* Given data *
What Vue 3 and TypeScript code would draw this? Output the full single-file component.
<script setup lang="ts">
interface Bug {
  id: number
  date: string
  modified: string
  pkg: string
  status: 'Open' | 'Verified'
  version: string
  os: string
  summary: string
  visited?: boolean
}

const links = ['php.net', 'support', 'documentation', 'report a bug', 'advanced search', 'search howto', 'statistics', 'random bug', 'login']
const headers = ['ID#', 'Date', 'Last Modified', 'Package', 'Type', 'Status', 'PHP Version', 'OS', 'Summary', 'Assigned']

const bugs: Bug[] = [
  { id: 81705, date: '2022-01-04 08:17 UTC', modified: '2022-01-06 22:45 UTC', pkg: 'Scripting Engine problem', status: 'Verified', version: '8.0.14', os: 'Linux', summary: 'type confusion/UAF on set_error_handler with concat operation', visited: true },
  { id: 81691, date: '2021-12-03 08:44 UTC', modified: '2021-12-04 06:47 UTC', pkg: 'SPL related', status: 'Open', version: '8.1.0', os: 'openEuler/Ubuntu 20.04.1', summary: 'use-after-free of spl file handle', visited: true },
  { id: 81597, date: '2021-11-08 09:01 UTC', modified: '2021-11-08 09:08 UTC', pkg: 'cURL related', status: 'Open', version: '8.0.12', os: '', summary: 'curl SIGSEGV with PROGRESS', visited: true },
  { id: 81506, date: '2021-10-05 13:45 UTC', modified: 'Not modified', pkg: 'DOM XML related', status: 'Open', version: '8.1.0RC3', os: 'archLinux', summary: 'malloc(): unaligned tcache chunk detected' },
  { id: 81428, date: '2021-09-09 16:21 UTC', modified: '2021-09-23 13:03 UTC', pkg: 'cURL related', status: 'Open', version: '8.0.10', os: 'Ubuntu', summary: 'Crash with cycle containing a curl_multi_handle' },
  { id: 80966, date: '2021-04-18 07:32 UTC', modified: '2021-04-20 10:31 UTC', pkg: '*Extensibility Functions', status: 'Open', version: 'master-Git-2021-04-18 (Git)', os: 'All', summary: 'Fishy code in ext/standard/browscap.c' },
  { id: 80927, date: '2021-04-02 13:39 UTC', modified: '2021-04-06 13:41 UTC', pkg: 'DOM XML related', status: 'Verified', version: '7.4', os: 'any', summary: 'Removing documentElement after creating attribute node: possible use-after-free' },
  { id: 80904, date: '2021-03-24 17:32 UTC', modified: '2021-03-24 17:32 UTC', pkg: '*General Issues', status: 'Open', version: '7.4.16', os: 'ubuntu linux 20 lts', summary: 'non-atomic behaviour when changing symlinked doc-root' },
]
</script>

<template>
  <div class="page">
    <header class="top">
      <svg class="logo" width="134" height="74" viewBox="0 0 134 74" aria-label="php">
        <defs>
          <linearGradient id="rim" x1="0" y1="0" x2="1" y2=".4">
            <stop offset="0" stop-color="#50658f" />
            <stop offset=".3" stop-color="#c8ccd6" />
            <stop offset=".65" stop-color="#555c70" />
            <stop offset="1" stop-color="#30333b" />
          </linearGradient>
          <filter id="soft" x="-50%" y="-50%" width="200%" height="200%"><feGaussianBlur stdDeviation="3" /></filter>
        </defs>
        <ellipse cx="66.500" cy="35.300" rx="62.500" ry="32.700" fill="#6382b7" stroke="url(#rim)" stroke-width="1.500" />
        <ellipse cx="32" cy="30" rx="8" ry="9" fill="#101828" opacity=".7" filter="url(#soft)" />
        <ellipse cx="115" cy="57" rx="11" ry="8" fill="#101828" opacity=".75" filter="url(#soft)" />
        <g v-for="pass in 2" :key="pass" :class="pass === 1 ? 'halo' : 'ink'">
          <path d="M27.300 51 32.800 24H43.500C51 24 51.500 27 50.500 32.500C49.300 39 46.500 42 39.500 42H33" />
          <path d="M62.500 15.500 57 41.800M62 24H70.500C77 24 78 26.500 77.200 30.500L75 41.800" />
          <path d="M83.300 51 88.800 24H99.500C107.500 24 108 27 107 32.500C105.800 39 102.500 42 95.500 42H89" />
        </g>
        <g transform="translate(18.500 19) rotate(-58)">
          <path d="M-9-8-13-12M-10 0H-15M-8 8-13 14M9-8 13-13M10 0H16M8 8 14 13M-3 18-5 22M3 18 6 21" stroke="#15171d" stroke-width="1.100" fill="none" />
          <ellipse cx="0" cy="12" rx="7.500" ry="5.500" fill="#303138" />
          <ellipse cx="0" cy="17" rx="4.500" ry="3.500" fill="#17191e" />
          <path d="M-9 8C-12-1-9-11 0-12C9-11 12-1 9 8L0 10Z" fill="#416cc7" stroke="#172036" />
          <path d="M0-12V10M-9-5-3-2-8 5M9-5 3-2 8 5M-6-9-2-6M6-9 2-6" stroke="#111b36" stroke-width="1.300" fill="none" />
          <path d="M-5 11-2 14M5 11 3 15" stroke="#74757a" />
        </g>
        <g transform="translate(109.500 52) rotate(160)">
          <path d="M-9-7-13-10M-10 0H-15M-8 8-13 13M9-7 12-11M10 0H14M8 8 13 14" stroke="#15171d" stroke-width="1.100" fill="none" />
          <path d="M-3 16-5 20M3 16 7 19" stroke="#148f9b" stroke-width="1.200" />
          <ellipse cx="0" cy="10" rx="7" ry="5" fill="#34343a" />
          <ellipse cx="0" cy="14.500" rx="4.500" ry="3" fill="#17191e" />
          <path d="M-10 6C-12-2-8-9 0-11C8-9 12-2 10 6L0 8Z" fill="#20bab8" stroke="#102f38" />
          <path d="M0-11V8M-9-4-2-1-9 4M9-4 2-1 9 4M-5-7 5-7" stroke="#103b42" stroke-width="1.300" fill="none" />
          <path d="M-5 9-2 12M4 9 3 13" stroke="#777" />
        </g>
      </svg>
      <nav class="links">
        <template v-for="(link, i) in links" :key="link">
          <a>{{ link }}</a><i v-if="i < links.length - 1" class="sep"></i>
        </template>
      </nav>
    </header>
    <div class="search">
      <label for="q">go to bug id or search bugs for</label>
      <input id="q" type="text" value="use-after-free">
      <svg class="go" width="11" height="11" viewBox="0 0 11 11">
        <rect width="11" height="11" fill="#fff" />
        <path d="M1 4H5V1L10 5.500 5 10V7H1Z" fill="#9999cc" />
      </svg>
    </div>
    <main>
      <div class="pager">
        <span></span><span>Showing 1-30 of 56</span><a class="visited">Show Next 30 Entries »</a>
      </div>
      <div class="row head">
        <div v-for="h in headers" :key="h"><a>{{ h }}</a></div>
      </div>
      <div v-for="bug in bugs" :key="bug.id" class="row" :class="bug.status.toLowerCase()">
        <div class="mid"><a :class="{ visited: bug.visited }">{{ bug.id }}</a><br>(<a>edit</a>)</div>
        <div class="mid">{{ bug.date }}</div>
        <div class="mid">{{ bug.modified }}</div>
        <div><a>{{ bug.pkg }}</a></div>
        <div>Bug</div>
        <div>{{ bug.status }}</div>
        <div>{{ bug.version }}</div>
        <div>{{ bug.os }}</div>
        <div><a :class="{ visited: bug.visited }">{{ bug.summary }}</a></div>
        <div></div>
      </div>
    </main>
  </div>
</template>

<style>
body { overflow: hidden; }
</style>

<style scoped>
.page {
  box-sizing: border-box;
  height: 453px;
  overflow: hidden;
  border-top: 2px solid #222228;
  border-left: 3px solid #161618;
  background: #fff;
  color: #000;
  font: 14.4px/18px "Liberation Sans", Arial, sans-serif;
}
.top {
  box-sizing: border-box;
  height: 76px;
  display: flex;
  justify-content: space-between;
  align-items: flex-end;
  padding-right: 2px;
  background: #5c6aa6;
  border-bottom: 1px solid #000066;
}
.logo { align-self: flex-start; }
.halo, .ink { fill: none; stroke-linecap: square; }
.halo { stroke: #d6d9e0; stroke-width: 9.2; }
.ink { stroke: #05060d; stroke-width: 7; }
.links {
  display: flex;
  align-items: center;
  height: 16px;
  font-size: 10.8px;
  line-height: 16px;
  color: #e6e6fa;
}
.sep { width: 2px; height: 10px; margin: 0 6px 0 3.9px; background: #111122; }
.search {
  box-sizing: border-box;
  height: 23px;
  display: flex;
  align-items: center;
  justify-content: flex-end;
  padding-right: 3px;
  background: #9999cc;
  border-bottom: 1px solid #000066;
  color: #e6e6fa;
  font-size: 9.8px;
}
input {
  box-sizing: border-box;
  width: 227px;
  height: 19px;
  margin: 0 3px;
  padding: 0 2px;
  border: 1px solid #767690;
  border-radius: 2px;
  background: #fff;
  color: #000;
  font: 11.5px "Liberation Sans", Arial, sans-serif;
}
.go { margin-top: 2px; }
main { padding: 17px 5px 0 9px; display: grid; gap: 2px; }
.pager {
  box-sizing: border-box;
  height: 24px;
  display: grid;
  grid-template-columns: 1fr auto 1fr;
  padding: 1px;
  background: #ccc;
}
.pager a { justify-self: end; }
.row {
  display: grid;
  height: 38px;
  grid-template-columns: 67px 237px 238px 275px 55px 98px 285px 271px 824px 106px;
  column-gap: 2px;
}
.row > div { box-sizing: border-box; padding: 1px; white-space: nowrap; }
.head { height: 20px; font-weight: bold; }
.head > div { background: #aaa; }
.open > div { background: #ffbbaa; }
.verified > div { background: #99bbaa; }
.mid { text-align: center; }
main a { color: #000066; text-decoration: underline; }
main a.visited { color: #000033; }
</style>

* Given problem *
Quote exactly the opening line of the material above and every line after it, up to and including the line that contains "const headers = ['ID#', 'Date', 'Last".

* Task output *
What Vue 3 and TypeScript code would draw this? Output the full single-file component.
<script setup lang="ts">
interface Bug {
  id: number
  date: string
  modified: string
  pkg: string
  status: 'Open' | 'Verified'
  version: string
  os: string
  summary: string
  visited?: boolean
}

const links = ['php.net', 'support', 'documentation', 'report a bug', 'advanced search', 'search howto', 'statistics', 'random bug', 'login']
const headers = ['ID#', 'Date', 'Last Modified', 'Package', 'Type', 'Status', 'PHP Version', 'OS', 'Summary', 'Assigned']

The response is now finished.